On Mar 19, 2009, at 7:37 PM, Sergiu Dumitriu wrote:
Vincent Massol wrote:
Hi,
So far we've used the strategy of using a "xwiki" classifier when we
mad changes to artifacts or their poms (we actually forgot to do that
for some but that's another story...). The problem is that classifier
don't work since:
* there's a single pom file for all classifiers
* the pom is retrieved before the artifact
* if there's another remote repo before the xwiki repo and that pom
file exists in this other remote repo it'll be used instead of ours
For the record we had 2 problems with jfreechart and jackrabbit which
caused this issue to appear.
Solution:
I propose to publish modified artifacts (the artifact itself of its
pom) into our own groupId (best practice) and I propose to prefix
them
with "xwiki.".
For example for "org.apache.jackrabbit" that would become
"xwiki.org.apache.jackrabbit".
I've done that for jfreechart and jackrabbit here:
http://maven.xwiki.org/externals/xwiki/
I don't like changing the group Id. I know that using a classifier
doesn't work, but we can use a keyword in the version
(<version>1.0-xwiki</version>). This should work, and it prevents
duplicate jars. For example, if we package a dependency that is also
used by another transitively, we'd have to manually exclude it.
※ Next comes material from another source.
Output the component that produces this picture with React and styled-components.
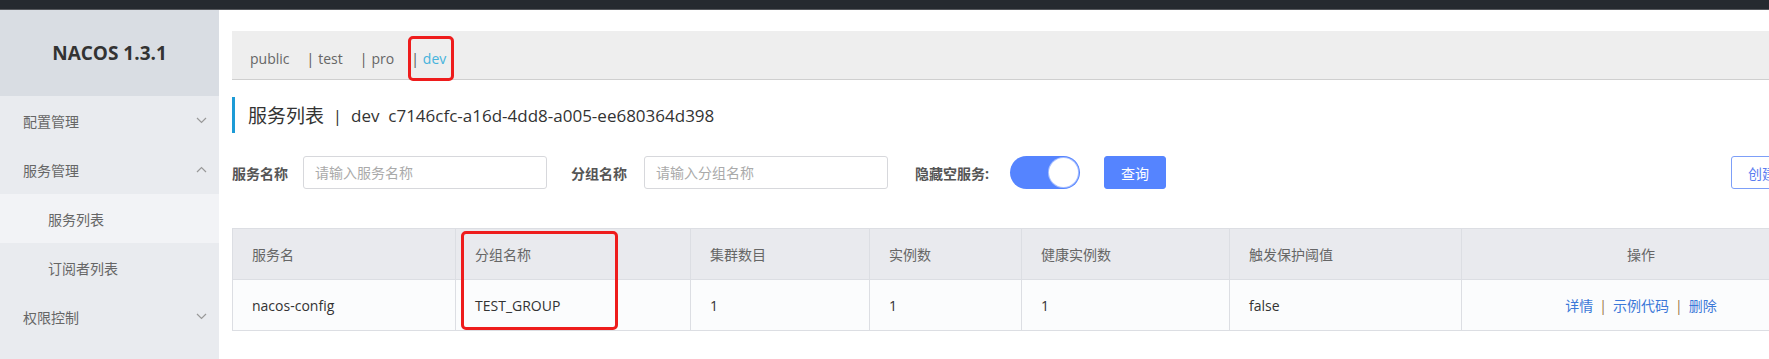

That was the other option but I consulted withe maven gurus before
proposing the groupId. As I mentioned this is the best practice in the
maven community it seems. When you modify an artifact it becomes yours
and the groupId is the way to signal an artifact is yours.
Well, I agree somehow with the part that changing an artifact means that
it no longer belongs to the original group. However, the main problem is
that you always have to be careful to exclude the original artifact from
transitive dependencies, at least until
is fixed. And I also think that
minor changes are not that important to be considered a different artifact.